Lacquered Table with Everted Flanges
With Edgar Worch (1880-1972), Berlin and New York, and Gertrude Trubner (1895-1972), Geneva and New York, probably by 1930-February 3, 1945 [1];
Purchased from Worch and Trubner by The Nelson-Atkins Museum of Art, Kansas City, MO, 1945.
NOTES:
[1] Edgar Worch and Gertrude Trubner lent this table to the Nelson-Atkins opening exhibition in December 1933, and it remained on loan to the museum until its acquisition in February 1945. See letters between Worch and Lindsay Hughes, Acting Curator, between November 10, 1944 and February 11, 1945, Nelson-Atkins Archives, RG92 Lindsay Hughes Files, box 1, folder 23. German-born Worch began his career working for his uncle Adolphe (1843-1915), a dealer of Chinese and Japanese art, in Paris in 1902, and travelled to China on business annually between 1906 and 1914. During World War I, the Paris business was sequestered by the French government as enemy property and Worch returned to Germany, where he enlisted in the army and was subsequently wounded at the battle of Verdun.
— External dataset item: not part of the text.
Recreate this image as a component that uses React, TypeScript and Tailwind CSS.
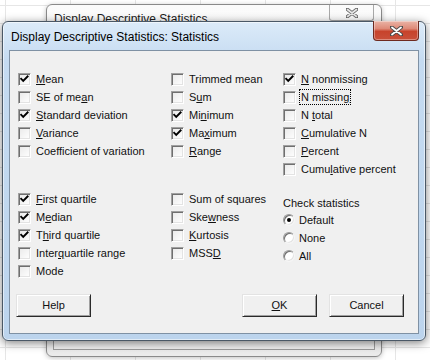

After the war, Worch became managing director, and later co-owner, of Glenk-Worch in Berlin, an antiques dealer focusing on Chinese ceramics. His brother-in-law (sister to Edgar’s wife Hedwig), Jörg Trubner (1901-1930), oversaw purchases in China for the firm. He died of black measles on his third trip to China in 1930. Worch and Gertrude Trubner’s joint ownership of this table likely indicates it had been part of the company’s stock prior to Jörg Trubner’s death. Worch moved to Geneva in 1932 and later New York in 1938. For more on Worch, see Patrizia Jirka-Schmitz, “The Trade in Far Eastern Art in Berlin during the Weimar Republic (1918-1933),” Journal for Art Market Studies 3 (2018): 4-8.